|Artist: Jackie |
Title: Roll Up And Dye
Dimensions: 60 x 170 x 10 cm
Why did you choose to work on a shroud rather than a coffin?
When my father died in the UK I chose for him to be cremated in a cardboard coffin. It was a choice that did not entirely sit well with some but since our family business was recycling waste paper it was a decision I hope he would be happy with. Choosing to work on a shroud reminds me of the swaddling we do with our babies. I like the idea of being wrapped and buried! In life I strive to tread lightly, and also in death.
What materials have you used for your artwork?
The fabric is merino wool, dyed with leaves from eucalypt cinderea, eucalypt iron bark and casuarina (sheaok). These are the dried leaves also presented with the shroud. The body shape is made from recycled materials: A light-weight board, bubble wrap and packing tape, none of which were purchased for the piece.
What is the story behind your artwork. What does it represent about you and your life story?
Once I knew this was going to be a project, I had a picture in my mind of the fabric with the image of leaves taking me into nature. This piece is called ‘Roll up and Dye’, though I have no intention of dieing anytime soon, it refers to the process of rolling up the fabric and steaming to transfer the native pigments to the fibre. Llewena Newell was my teacher, with 30 years experience of natural fabrics and dying under her beautifully crafted hat, from her studio in the mid north she creates an eclectic range of wonderful garments. Llewena is so generous and kind. I thank her for sharing her wisdom, experience and enthusiasm with me.
What are 3 things you have learned from being part of the eco coffin project?
Some may think it is morbid to be participating in a workshop about dieing, on the contrary, facing death can bring a focus on living. This workshop also covered the many choices we do have here in Australia. Considering death and discussions with close friends and family has opened other meaningful conversations. I shall be headed to a natural burial ground, as I very much like the idea of being surrounded by other like-minded souls. Though the pages are still blank in my book of what happens ‘after life’.
What is one thing you will do (or have done already) differently as a result from being part of the project?
Having asked my father what arrangements he would like, he responded that he really didn’t care, as when he is gone, he’s gone, only that he wanted his ashes to be buried by my mother’s.
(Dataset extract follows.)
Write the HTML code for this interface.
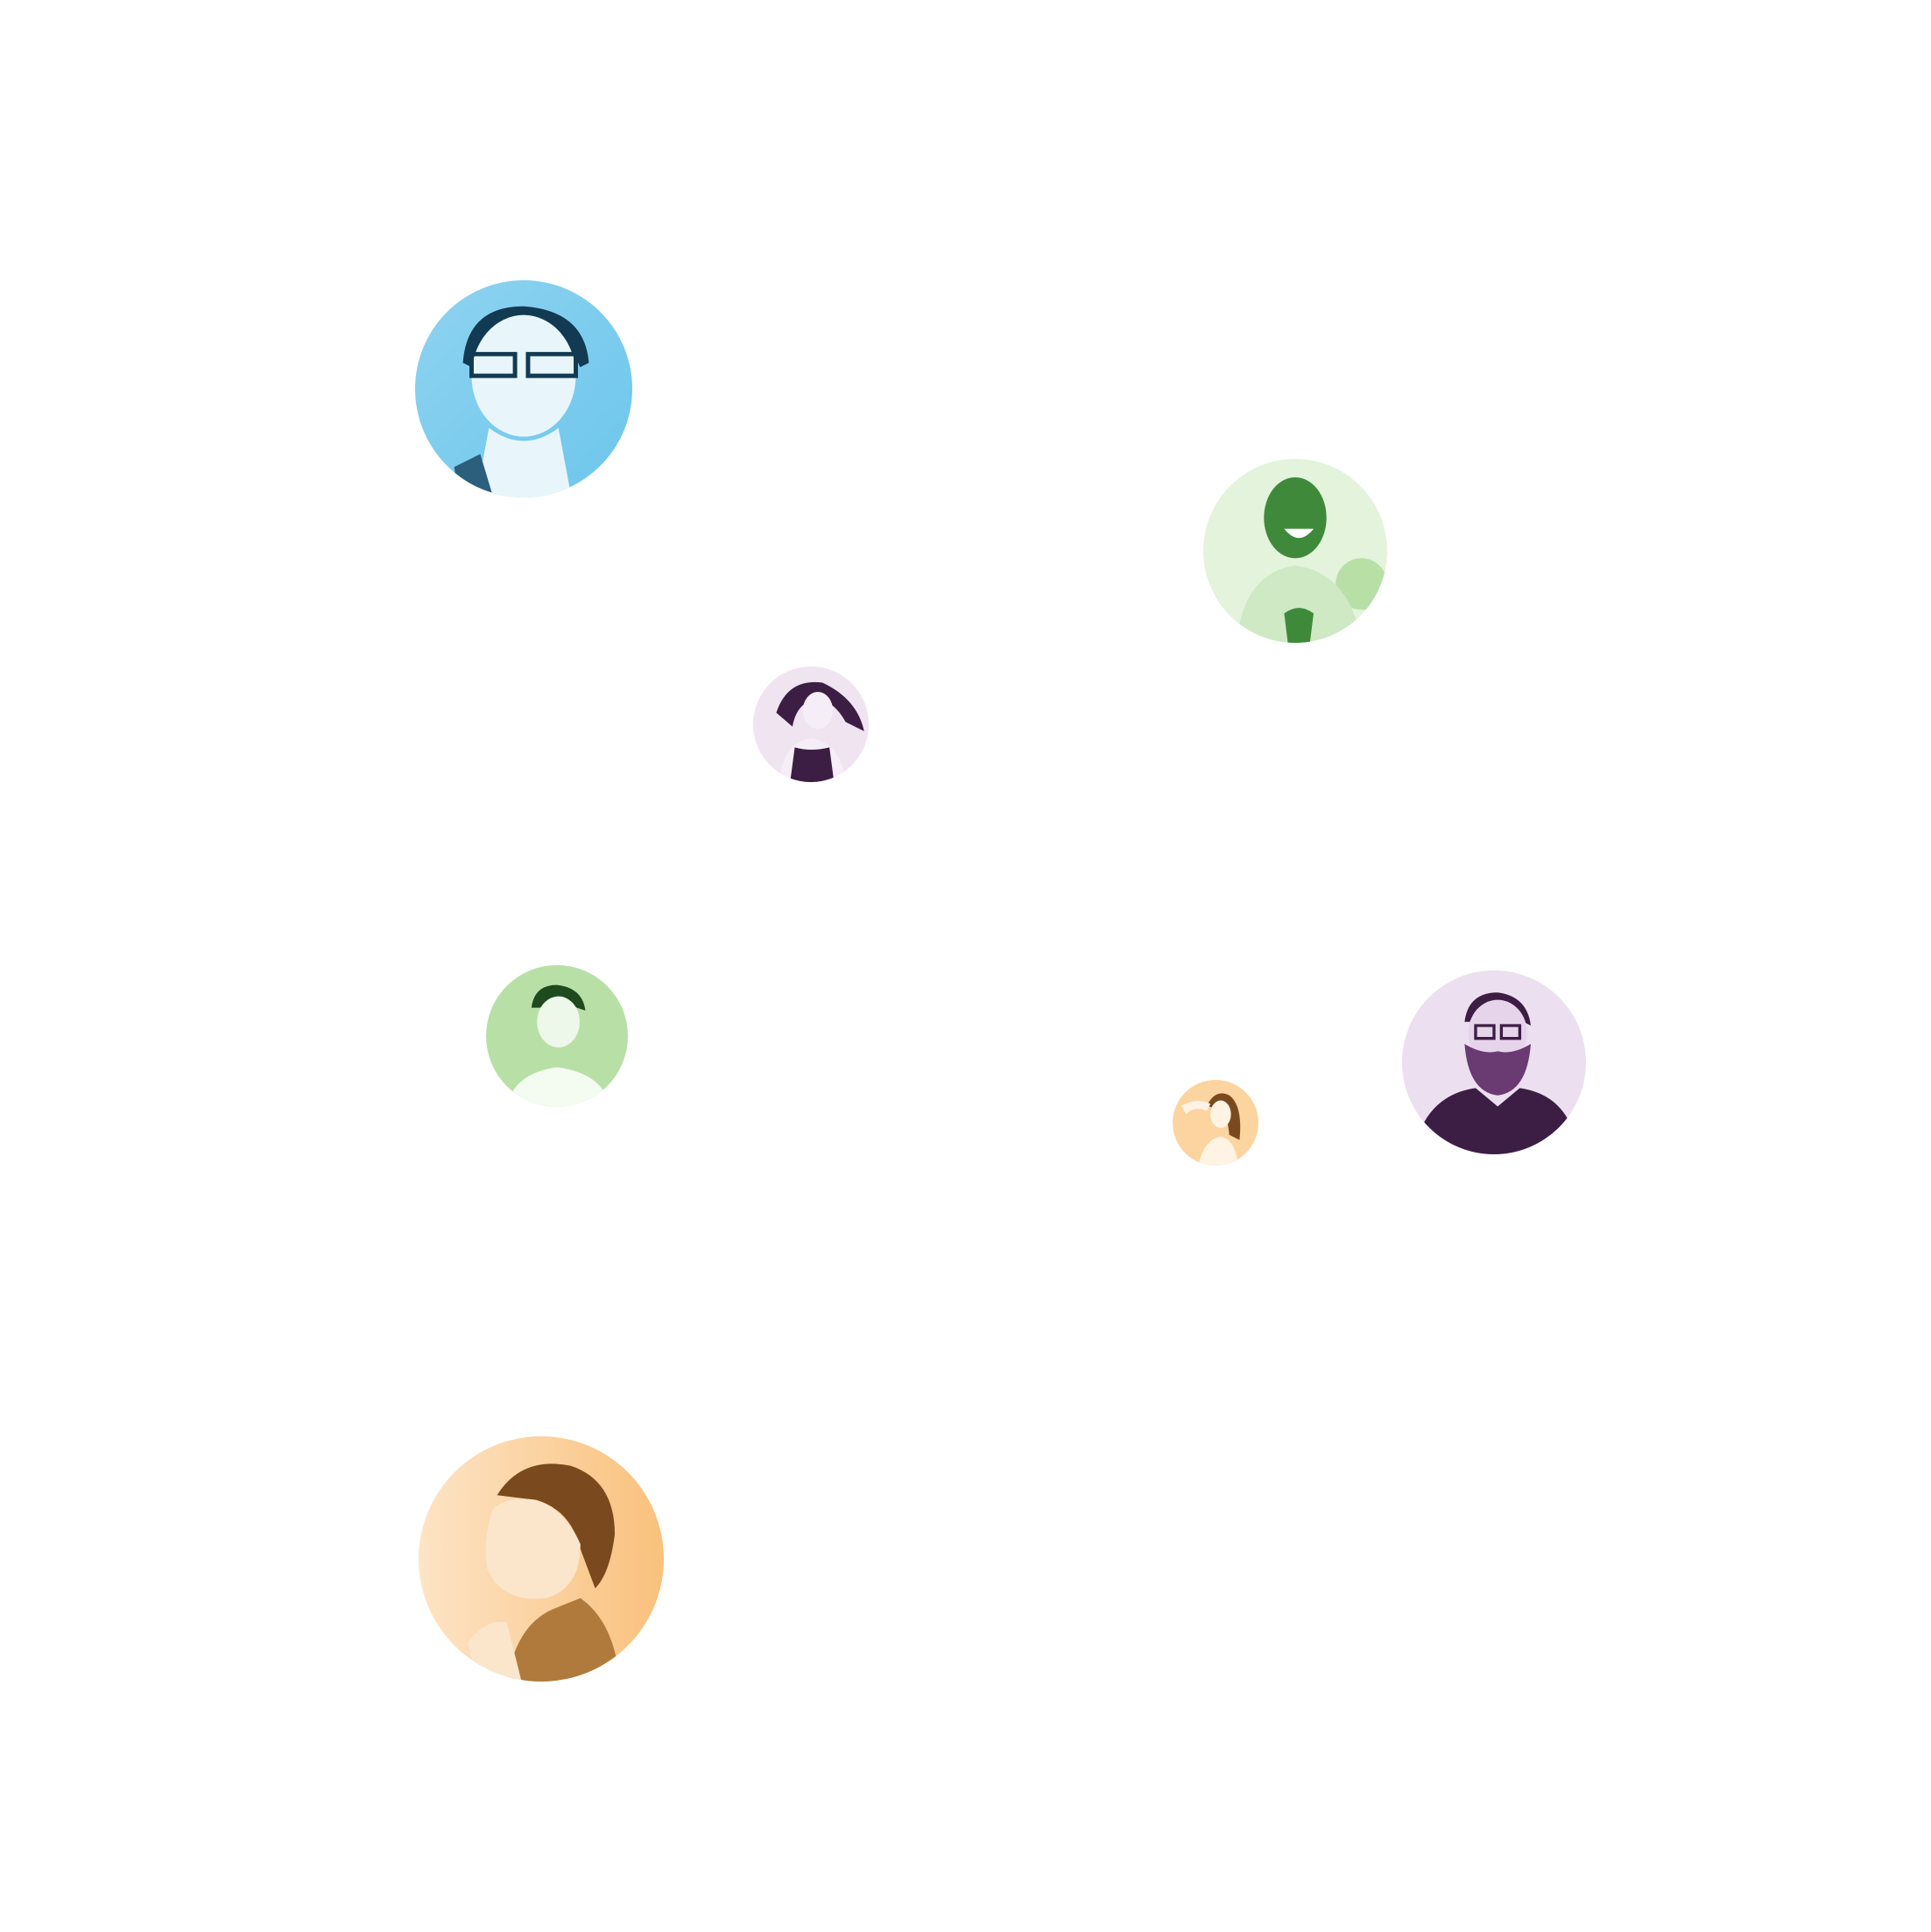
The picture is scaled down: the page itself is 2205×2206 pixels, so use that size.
<!DOCTYPE html>
<html><head><meta charset="utf-8">
<style>
html,body{margin:0;padding:0;background:#fff;width:2205px;height:2206px;overflow:hidden;position:relative}
.c{position:absolute;border-radius:50%;overflow:hidden}
.c svg{width:100%;height:100%;display:block}
</style></head><body>

<div class="c" style="left:474px;top:320px;width:248px;height:248px">
<svg viewBox="0 0 100 100"><defs><linearGradient id="g1" x1="0" y1="0" x2="1" y2="1"><stop offset="0" stop-color="#8fd3f0"/><stop offset="1" stop-color="#6cc6ec"/></linearGradient></defs>
<rect width="100" height="100" fill="url(#g1)"/>
<path d="M22 38 Q24 12 50 12 Q78 14 80 38 L76 40 Q70 26 50 24 Q32 26 26 40Z" fill="#123a52"/>
<ellipse cx="50" cy="44" rx="24" ry="28" fill="#e8f6fc"/>
<path d="M26 34 h20 v10 h-20z M52 34 h22 v10 h-22z" fill="none" stroke="#123a52" stroke-width="2"/>
<path d="M34 68 Q50 80 66 68 L72 100 L28 100Z" fill="#e8f6fc"/>
<path d="M18 86 L30 80 L36 100 L20 100Z" fill="#2b5f7c"/>
</svg></div>

<div class="c" style="left:1374px;top:524px;width:210px;height:210px">
<svg viewBox="0 0 100 100"><rect width="100" height="100" fill="#e3f3dc"/>
<circle cx="86" cy="68" r="14" fill="#b8e0a6"/>
<ellipse cx="50" cy="32" rx="17" ry="22" fill="#3f8a3a"/>
<path d="M44 38 Q52 48 60 38 Z" fill="#fff"/>
<path d="M18 100 Q22 62 50 58 Q80 62 86 100Z" fill="#cfe9c4"/>
<path d="M44 84 Q52 78 60 84 L58 100 L46 100Z" fill="#3f8a3a"/>
</svg></div>

<div class="c" style="left:860px;top:761px;width:132px;height:132px">
<svg viewBox="0 0 100 100"><rect width="100" height="100" fill="#efe4f0"/>
<path d="M20 40 Q30 10 60 14 Q90 28 96 56 L80 48 Q70 30 56 28 Q38 30 34 52Z" fill="#3c1e45"/>
<ellipse cx="56" cy="38" rx="13" ry="16" fill="#f6eef6"/>
<path d="M22 100 Q26 66 50 62 Q76 66 80 100Z" fill="#f6eef6"/>
<path d="M32 100 L36 70 Q50 74 66 70 L70 100Z" fill="#3c1e45"/>
</svg></div>

<div class="c" style="left:555px;top:1102px;width:162px;height:162px">
<svg viewBox="0 0 100 100"><rect width="100" height="100" fill="#b8e0a6"/>
<path d="M32 30 Q34 14 50 14 Q68 16 70 32 L64 30 Q50 22 38 30Z" fill="#1e4a1e"/>
<ellipse cx="51" cy="40" rx="15" ry="18" fill="#eef8ea"/>
<path d="M14 100 Q20 76 50 72 Q82 76 88 100Z" fill="#f4fbf1"/>
</svg></div>

<div class="c" style="left:1339px;top:1233px;width:98px;height:98px">
<svg viewBox="0 0 100 100"><rect width="100" height="100" fill="#fcd4a0"/>
<path d="M40 30 Q50 10 66 18 Q82 30 78 70 L66 64 Q64 40 56 36Z" fill="#7a4a1e"/>
<ellipse cx="56" cy="40" rx="12" ry="16" fill="#fff3e4"/>
<path d="M30 100 Q36 70 56 66 Q74 70 76 100Z" fill="#fff3e4"/>
<path d="M10 30 Q30 20 44 28 L40 36 Q24 30 16 40Z" fill="#fff3e4"/>
</svg></div>

<div class="c" style="left:1601px;top:1108px;width:210px;height:210px">
<svg viewBox="0 0 100 100"><rect width="100" height="100" fill="#ecdff0"/>
<path d="M34 28 Q36 12 52 12 Q68 14 70 30 L66 28 Q52 20 38 28Z" fill="#3c1e45"/>
<ellipse cx="52" cy="34" rx="16" ry="18" fill="#e6d4ea"/>
<path d="M40 30 h10 v7 h-10z M54 30 h10 v7 h-10z" fill="none" stroke="#3c1e45" stroke-width="1.6"/>
<path d="M34 40 Q36 66 52 68 Q68 66 70 40 Q60 46 52 44 Q44 46 34 40Z" fill="#6a3b72"/>
<path d="M6 100 Q12 68 40 64 L52 74 L64 64 Q92 68 96 100Z" fill="#3c1e45"/>
</svg></div>

<div class="c" style="left:478px;top:1640px;width:280px;height:280px">
<svg viewBox="0 0 100 100"><defs><linearGradient id="g7" x1="0" y1="0" x2="1" y2="0"><stop offset="0" stop-color="#fde4c6"/><stop offset="1" stop-color="#f9c17c"/></linearGradient></defs>
<rect width="100" height="100" fill="url(#g7)"/>
<path d="M32 24 Q42 8 62 12 Q80 18 80 40 Q78 56 72 62 L66 46 Q62 30 48 26Z" fill="#7a4a1e"/>
<path d="M30 30 Q26 44 28 54 Q34 68 52 66 Q66 62 66 44 Q60 30 48 26 Q36 24 30 30Z" fill="#fbe6cc"/>
<path d="M36 100 Q40 76 56 70 L66 66 Q80 76 82 100Z" fill="#b07a3c"/>
<path d="M20 84 Q28 74 36 76 L42 100 L24 100Z" fill="#fbe6cc"/>
</svg></div>

</body></html>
Making time to have these conversations and prepare ‘the folder’ releases those grieving from many decisions, not to mention all those tricky computer passwords.
Any other thoughts or comments you would like to add?
Some deaths may be a more practical formality in our lives, and some bring such profound sadness with gargantuan waves that seemingly brewed from the very bottom of the ocean to engulf us uncontrollably, with other waves being more gentle. Like the ocean, there is no way to tame it, we can honour the memories and be kind to ourselves and others sharing this grief – we each experience grief in our own way.
Thank you Abby. You have created a workshop with your positive energy and passion like no other. Always respectful and mindful of the sensitive nature of the subject yet able to cover the ground, delivering well presented and informative sessions. We are all neither too old or too young to benefit from The Eco Coffin Project.